Data items
** begin **

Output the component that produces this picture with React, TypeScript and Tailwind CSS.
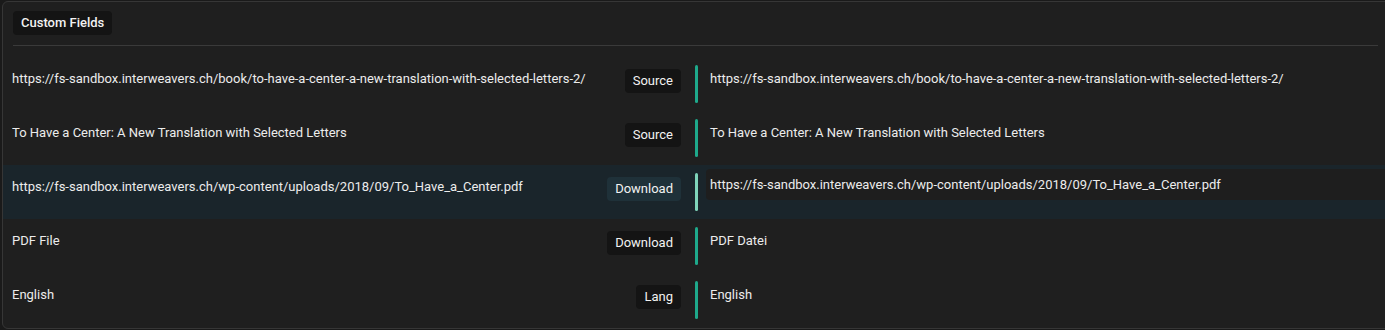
import React from 'react';

type Row = { left: string; action: string; right: string; active?: boolean };

const rows: Row[] = [
  {
    left: 'https://fs-sandbox.interweavers.ch/book/to-have-a-center-a-new-translation-with-selected-letters-2/',
    action: 'Source',
    right: 'https://fs-sandbox.interweavers.ch/book/to-have-a-center-a-new-translation-with-selected-letters-2/',
  },
  {
    left: 'To Have a Center: A New Translation with Selected Letters',
    action: 'Source',
    right: 'To Have a Center: A New Translation with Selected Letters',
  },
  {
    left: 'https://fs-sandbox.interweavers.ch/wp-content/uploads/2018/09/To_Have_a_Center.pdf',
    action: 'Download',
    right: 'https://fs-sandbox.interweavers.ch/wp-content/uploads/2018/09/To_Have_a_Center.pdf',
    active: true,
  },
  { left: 'PDF File', action: 'Download', right: 'PDF Datei' },
  { left: 'English', action: 'Lang', right: 'English' },
];

const FieldRow: React.FC<{ row: Row }> = ({ row }) => (
  <div className={`flex h-[54px] items-start ${row.active ? 'bg-[#1a252b]' : ''}`}>
    <div className="flex w-[678px] shrink-0 items-start pl-[9px]">
      <div className="min-w-0 flex-1 truncate pt-[13px] leading-[18px] text-[#ececec]">{row.left}</div>
      <span
        className={`mt-[12px] flex h-[24px] items-center rounded-[4px] px-[8px] text-[#f2f2f2] ${
          row.active ? 'bg-[#1f3139]' : 'bg-[#141414]'
        }`}
      >
        {row.action}
      </span>
    </div>
    <div
      className={`ml-[14px] mt-[8px] h-[38px] w-[3px] shrink-0 rounded-full ${
        row.active ? 'bg-[#7fd4ba]' : 'bg-[#1ea98b]'
      }`}
    />
    <div className="ml-[8px] flex-1">
      {row.active ? (
        <div className="mt-[4px] rounded-l-[4px] bg-[#1e1e1e] px-[4px] py-[8px] leading-[15px] text-[#ececec]">
          {row.right}
        </div>
      ) : (
        <div className="px-[4px] pt-[13px] leading-[18px] text-[#ececec]">{row.right}</div>
      )}
    </div>
  </div>
);

export default function App() {
  return (
    <div
      className="h-[330px] w-[1385px] overflow-hidden bg-[#1a1a1a] pl-[2px] pt-[1px] text-[13px]"
      style={{ fontFamily: 'Roboto, "Noto Sans", sans-serif' }}
    >
      <div className="h-[328px] w-[1400px] rounded-[6px] border border-[#363636] bg-[#1f1f1f]">
        <div className="pl-[10px] pr-[23px] pt-[9px]">
          <span className="inline-flex h-[24px] items-center rounded-[4px] bg-[#141414] px-[8px] font-medium text-[#f2f2f2]">
            Custom Fields
          </span>
          <div className="mt-[10px] h-px bg-[#3a3a3a]" />
        </div>
        <div className="mt-[11px]">
          {rows.map((r, i) => (
            <FieldRow key={i} row={r} />
          ))}
        </div>
      </div>
    </div>
  );
}
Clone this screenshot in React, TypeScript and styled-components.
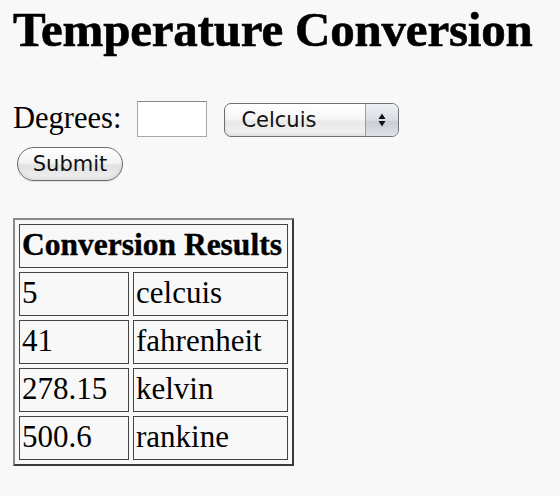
import React from 'react';
import styled, { createGlobalStyle } from 'styled-components';

const GlobalStyle = createGlobalStyle`
    html, body {
        margin: 0;
        padding: 0;
        background: #f8f8f8;
    }
    body {
        font-family: "Liberation Serif", "Times New Roman", serif;
        color: #000;
    }
`;

const Page = styled.div`
    width: 560px;
    height: 496px;
    padding: 2px 0 0 13px;
    box-sizing: border-box;
    overflow: hidden;
`;

const Title = styled.h1`
    margin: 0;
    font-size: 49px;
    line-height: 56px;
    font-weight: bold;
    letter-spacing: -0.2px;
    -webkit-text-stroke: 0.6px #000;
`;

const Form = styled.form`
    margin-top: 43px;
    display: flex;
    flex-direction: column;
    align-items: flex-start;
    gap: 10px;
`;

const Row = styled.div`
    display: flex;
    align-items: center;
    height: 36px;
`;

const Label = styled.label`
    font-size: 30.5px;
    line-height: 32px;
    margin: 0 16px 3px 0;
`;

const Input = styled.input`
    width: 70px;
    height: 36px;
    box-sizing: border-box;
    border: 1px solid #a8a8a8;
    border-top-color: #888;
    background: #fff;
    margin: 0 17px 0 0;
    padding: 0;
`;

const SelectWrap = styled.div`
    position: relative;
    width: 175px;
    height: 34px;
    margin-top: 2px;
`;

const Select = styled.select`
    appearance: none;
    width: 100%;
    height: 100%;
    box-sizing: border-box;
    border: 1px solid #6f6f6f;
    border-radius: 7px;
    padding: 0 40px 0 16px;
    font-family: "DejaVu Sans", Verdana, sans-serif;
    font-size: 21px;
    color: #111;
    background: linear-gradient(#ffffff 0%, #f7f7f7 45%, #e9e9e9 55%, #f3f3f3 100%);
    box-shadow: inset 0 -2px 3px rgba(0, 0, 0, 0.08);
    outline: none;
`;

const Arrows = styled.span`
    position: absolute;
    top: 1px;
    right: 1px;
    bottom: 1px;
    width: 32px;
    border-left: 1px solid #9a9ca2;
    border-radius: 0 6px 6px 0;
    background: linear-gradient(#eef0f4 0%, #d9dde4 50%, #c9ced7 55%, #dde1e7 100%);
    display: flex;
    align-items: center;
    justify-content: center;
    pointer-events: none;
`;

const Button = styled.button`
    width: 106px;
    height: 34px;
    margin-left: 4px;
    border: 1px solid #6e6e6e;
    border-radius: 17px;
    background: linear-gradient(#ffffff 0%, #f4f4f4 45%, #e2e2e2 55%, #f0f0f0 100%);
    box-shadow: inset 0 -2px 3px rgba(0, 0, 0, 0.08), 0 1px 1px rgba(0, 0, 0, 0.1);
    font-family: "DejaVu Sans", Verdana, sans-serif;
    font-size: 21px;
    color: #111;
    padding: 0;
    cursor: pointer;
`;

const Table = styled.table`
    margin-top: 37px;
    border-collapse: separate;
    border-spacing: 4px;
    border: 2px solid;
    border-color: #8a8a8a #3a3a3a #3a3a3a #8a8a8a;
`;

const Head = styled.th`
    font-size: 31.5px;
    line-height: 34px;
    font-weight: bold;
    text-align: left;
    padding: 3px 2px 5px;
    border: 1px solid #444;
    white-space: nowrap;
    -webkit-text-stroke: 0.4px #000;
`;

const Cell = styled.td<{ $w: number }>`
    box-sizing: border-box;
    width: ${(p) => p.$w}px;
    font-size: 31px;
    line-height: 34px;
    padding: 3px 2px 5px;
    border: 1px solid #444;
    white-space: nowrap;
`;

const results = [
    ['5', 'celcuis'],
    ['41', 'fahrenheit'],
    ['278.15', 'kelvin'],
    ['500.6', 'rankine'],
];

const App = () => {
    return (
        <>
            <GlobalStyle />
            <Page>
                <Title>Temperature Conversion</Title>
                <Form onSubmit={(e) => e.preventDefault()}>
                    <Row>
                        <Label htmlFor="degrees">Degrees:</Label>
                        <Input id="degrees" name="degrees" />
                        <SelectWrap>
                            <Select name="scale" defaultValue="celcuis">
                                <option value="celcuis">Celcuis</option>
                                <option value="fahrenheit">Fahrenheit</option>
                                <option value="kelvin">Kelvin</option>
                                <option value="rankine">Rankine</option>
                            </Select>
                            <Arrows>
                                <svg width="8" height="16" viewBox="0 0 8 16">
                                    <path d="M4 1.5 L7.5 7 L0.5 7 Z" fill="#111" />
                                    <path d="M4 14.5 L7.5 9 L0.5 9 Z" fill="#111" />
                                </svg>
                            </Arrows>
                        </SelectWrap>
                    </Row>
                    <Button type="submit">Submit</Button>
                </Form>
                <Table>
                    <tbody>
                        <tr>
                            <Head colSpan={2}>Conversion Results</Head>
                        </tr>
                        {results.map(([value, unit]) => (
                            <tr key={unit}>
                                <Cell $w={110}>{value}</Cell>
                                <Cell $w={155}>{unit}</Cell>
                            </tr>
                        ))}
                    </tbody>
                </Table>
            </Page>
        </>
    );
};

export default App;
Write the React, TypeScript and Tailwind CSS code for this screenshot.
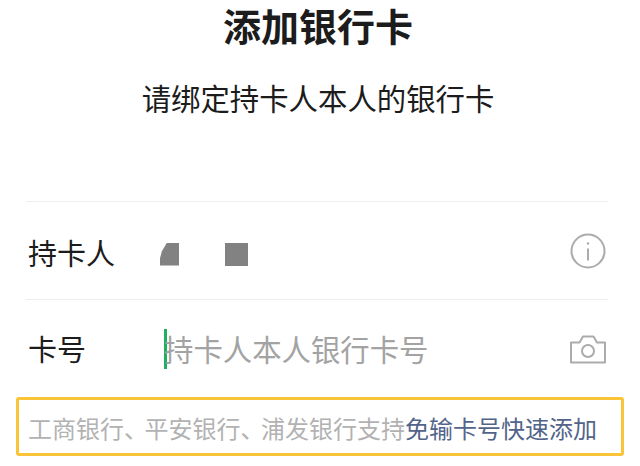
const cjk = "font-['Noto_Sans_CJK_SC','Noto_Sans_CJK_JP',sans-serif]";

function InfoIcon() {
  return (
    <svg width="36" height="36" viewBox="0 0 36 36" fill="none" stroke="#ababab" strokeWidth="2">
      <circle cx="18" cy="18" r="16.5" />
      <path d="M18 15.5v12" />
      <circle cx="18" cy="10.5" r="1.2" fill="#ababab" stroke="none" />
    </svg>
  );
}

function CameraIcon() {
  return (
    <svg width="36" height="30" viewBox="0 0 36 30" fill="none" stroke="#ababab" strokeWidth="2">
      <path d="M1 8.5h8.5l3.5-6h10.5l3.5 6H35v20H1z" strokeLinejoin="round" />
      <circle cx="18" cy="17" r="6" />
    </svg>
  );
}

export default function App() {
  return (
    <div className={`h-[466px] w-[640px] overflow-hidden bg-white ${cjk}`}>
      <h1 className="h-[56px] pr-[4px] text-center text-[38px] font-bold leading-[50px] text-[#1c1c1c]">添加银行卡</h1>
      <p className="mt-[20px] pr-[4px] text-center text-[29.4px] leading-[42px] text-[#1c1c1c]">请绑定持卡人本人的银行卡</p>

      <div className="mx-[26px] mt-[83px] w-[582px] border-t border-[#eeeeee]">
        <div className="flex h-[98px] items-center border-b border-[#eeeeee]">
          <span className="w-[134px] pl-[2px] pt-[3px] text-[29px] leading-none text-[#1c1c1c]">持卡人</span>
          {/* redacted name blocks */}
          <div className="mt-[7px] flex items-center gap-[46px]">
            <div className="h-[23px] w-[19px] bg-[#828282] [clip-path:polygon(37%_0,100%_0,100%_100%,0_100%,0_68%,10%_38%)]" />
            <div className="h-[23px] w-[23px] bg-[#828282]" />
          </div>
          <div className="ml-auto mr-[2px] flex"><InfoIcon /></div>
        </div>
        <div className="flex h-[97px] items-center">
          <span className="w-[138px] pl-[2px] text-[29px] leading-none text-[#1c1c1c]">卡号</span>
          <div className="h-[40px] w-[3px] bg-[#1db060]" />
          <span className="-ml-[3px] text-[29.4px] leading-none text-[#a3a3a3]">持卡人本人银行卡号</span>
          <div className="ml-auto mr-[2px] flex"><CameraIcon /></div>
        </div>
      </div>

      <div className="mx-[16px] h-[59px] w-[608px] rounded-[3px] border-[3px] border-[#f9c437] pl-[9px] text-[24px] leading-[56px] text-[#b2b2b2]">
        工商银行<span className="tracking-[-3.5px]">、</span>平安银行<span className="tracking-[-3.5px]">、</span>浦发银行支持<span className="text-[#53648a]">免输卡号快速添加</span>
      </div>
    </div>
  );
}
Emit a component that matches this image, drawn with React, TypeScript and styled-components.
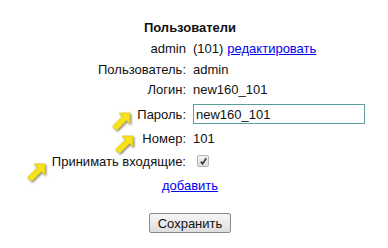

** end **

Identify the lines above that contain the word "this", then copy them.

Output the component that produces this picture with React, TypeScript and Tailwind CSS.
Clone this screenshot in React, TypeScript and styled-components.
Write the React, TypeScript and Tailwind CSS code for this screenshot.
Emit a component that matches this image, drawn with React, TypeScript and styled-components.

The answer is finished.